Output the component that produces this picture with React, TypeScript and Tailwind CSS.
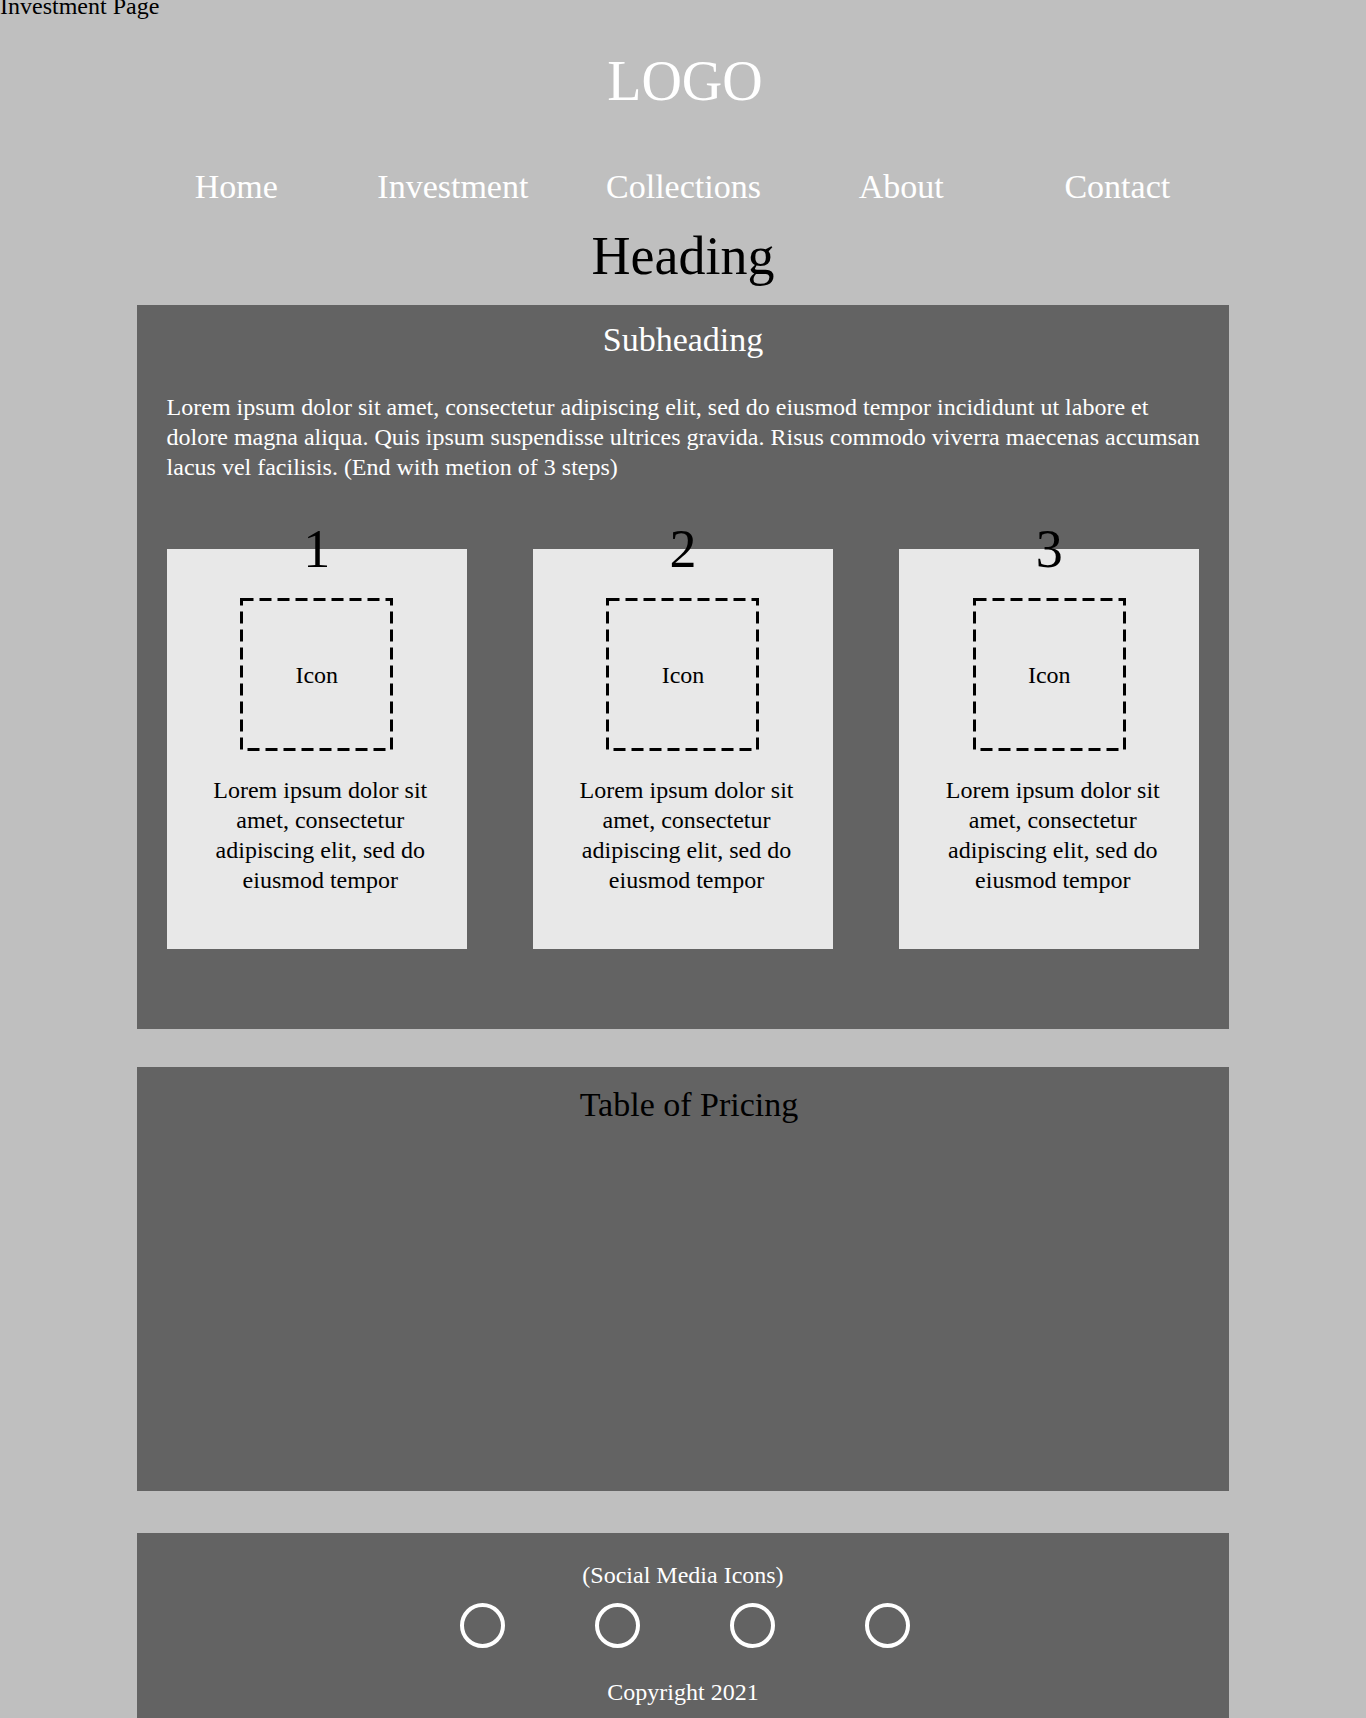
const links = ["Home", "Investment", "Collections", "About", "Contact"];
const steps = [1, 2, 3];
const socials = ["Social link 1", "Social link 2", "Social link 3", "Social link 4"];

function IconPlaceholder() {
  return (
    <div className="relative mx-auto mt-[17px] flex size-[153px] items-center justify-center">
      <svg
        className="absolute inset-0 size-full"
        viewBox="0 0 153 153"
        fill="none"
        stroke="#000"
        strokeWidth="3"
        strokeDasharray="12 6"
        aria-hidden="true"
      >
        <path d="M1.5 1.5H151.5V151.5H1.5Z" />
      </svg>
      <span>Icon</span>
    </div>
  );
}

function StepCard({ step }: { step: number }) {
  return (
    <li className="flex-1 bg-[#e8e8e8] pb-[54px] text-center">
      <h3 className="-mt-8 text-[54px] leading-[64px]">{step}</h3>
      <IconPlaceholder />
      <p className="mt-6 pr-[34px] pl-[41px]">
        Lorem ipsum dolor sit amet, consectetur adipiscing elit, sed do eiusmod tempor
      </p>
    </li>
  );
}

export default function App() {
  return (
    <div className="min-h-screen bg-[#bfbfbf] font-['Liberation_Serif',serif] text-[24px] leading-[30px] text-black">
      <p className="leading-3">Investment Page</p>

      <header className="mx-auto w-4/5 text-center text-white">
        <div className="pt-[37px] pl-1 text-[56px] leading-[64px]">LOGO</div>
        <nav
          aria-label="Main"
          className="mt-[54px] grid grid-cols-[200fr_235fr_228fr_209fr_225fr] text-[34px] leading-10"
        >
          {links.map((label) => (
            <a key={label} href="#">
              {label}
            </a>
          ))}
        </nav>
      </header>

      <main className="mx-auto w-4/5">
        <h1 className="mt-[17px] text-center text-[54px] leading-[64px]">Heading</h1>

        <section className="mt-[17px] bg-[#636363] px-[30px] pt-[15px] pb-20">
          <h2 className="text-center text-[34px] leading-10 text-white">Subheading</h2>
          <p className="-mr-4 mt-8 text-white">
            Lorem ipsum dolor sit amet, consectetur adipiscing elit, sed do eiusmod tempor incididunt ut labore et
            <br />
            dolore magna aliqua. Quis ipsum suspendisse ultrices gravida. Risus commodo viverra maecenas accumsan
            <br />
            lacus vel facilisis. (End with metion of 3 steps)
          </p>
          <ol className="mt-[67px] flex gap-[66px]">
            {steps.map((step) => (
              <StepCard key={step} step={step} />
            ))}
          </ol>
        </section>

        <section className="mt-[38px] min-h-[424px] bg-[#636363] pt-[18px] pl-3">
          <h2 className="text-center text-[34px] leading-10">Table of Pricing</h2>
        </section>
      </main>

      <footer className="mx-auto mt-[42px] w-4/5 bg-[#636363] pt-[27px] pb-[11px] text-center text-white">
        <p>(Social Media Icons)</p>
        <ul className="mt-[13px] flex justify-center gap-[90px] pl-1">
          {socials.map((label) => (
            <li key={label}>
              <a href="#" aria-label={label} className="block size-[45px] rounded-full border-4 border-white" />
            </li>
          ))}
        </ul>
        <p className="mt-[29px]">Copyright 2021</p>
      </footer>
    </div>
  );
}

———

Write out the material above once more, exactly as it reads, with no pictures.

> Answer to this task
Output the component that produces this picture with React, TypeScript and Tailwind CSS.
const links = ["Home", "Investment", "Collections", "About", "Contact"];
const steps = [1, 2, 3];
const socials = ["Social link 1", "Social link 2", "Social link 3", "Social link 4"];

function IconPlaceholder() {
  return (
    <div className="relative mx-auto mt-[17px] flex size-[153px] items-center justify-center">
      <svg
        className="absolute inset-0 size-full"
        viewBox="0 0 153 153"
        fill="none"
        stroke="#000"
        strokeWidth="3"
        strokeDasharray="12 6"
        aria-hidden="true"
      >
        <path d="M1.5 1.5H151.5V151.5H1.5Z" />
      </svg>
      <span>Icon</span>
    </div>
  );
}

function StepCard({ step }: { step: number }) {
  return (
    <li className="flex-1 bg-[#e8e8e8] pb-[54px] text-center">
      <h3 className="-mt-8 text-[54px] leading-[64px]">{step}</h3>
      <IconPlaceholder />
      <p className="mt-6 pr-[34px] pl-[41px]">
        Lorem ipsum dolor sit amet, consectetur adipiscing elit, sed do eiusmod tempor
      </p>
    </li>
  );
}

export default function App() {
  return (
    <div className="min-h-screen bg-[#bfbfbf] font-['Liberation_Serif',serif] text-[24px] leading-[30px] text-black">
      <p className="leading-3">Investment Page</p>

      <header className="mx-auto w-4/5 text-center text-white">
        <div className="pt-[37px] pl-1 text-[56px] leading-[64px]">LOGO</div>
        <nav
          aria-label="Main"
          className="mt-[54px] grid grid-cols-[200fr_235fr_228fr_209fr_225fr] text-[34px] leading-10"
        >
          {links.map((label) => (
            <a key={label} href="#">
              {label}
            </a>
          ))}
        </nav>
      </header>

      <main className="mx-auto w-4/5">
        <h1 className="mt-[17px] text-center text-[54px] leading-[64px]">Heading</h1>

        <section className="mt-[17px] bg-[#636363] px-[30px] pt-[15px] pb-20">
          <h2 className="text-center text-[34px] leading-10 text-white">Subheading</h2>
          <p className="-mr-4 mt-8 text-white">
            Lorem ipsum dolor sit amet, consectetur adipiscing elit, sed do eiusmod tempor incididunt ut labore et
            <br />
            dolore magna aliqua. Quis ipsum suspendisse ultrices gravida. Risus commodo viverra maecenas accumsan
            <br />
            lacus vel facilisis. (End with metion of 3 steps)
          </p>
          <ol className="mt-[67px] flex gap-[66px]">
            {steps.map((step) => (
              <StepCard key={step} step={step} />
            ))}
          </ol>
        </section>

        <section className="mt-[38px] min-h-[424px] bg-[#636363] pt-[18px] pl-3">
          <h2 className="text-center text-[34px] leading-10">Table of Pricing</h2>
        </section>
      </main>

      <footer className="mx-auto mt-[42px] w-4/5 bg-[#636363] pt-[27px] pb-[11px] text-center text-white">
        <p>(Social Media Icons)</p>
        <ul className="mt-[13px] flex justify-center gap-[90px] pl-1">
          {socials.map((label) => (
            <li key={label}>
              <a href="#" aria-label={label} className="block size-[45px] rounded-full border-4 border-white" />
            </li>
          ))}
        </ul>
        <p className="mt-[29px]">Copyright 2021</p>
      </footer>
    </div>
  );
}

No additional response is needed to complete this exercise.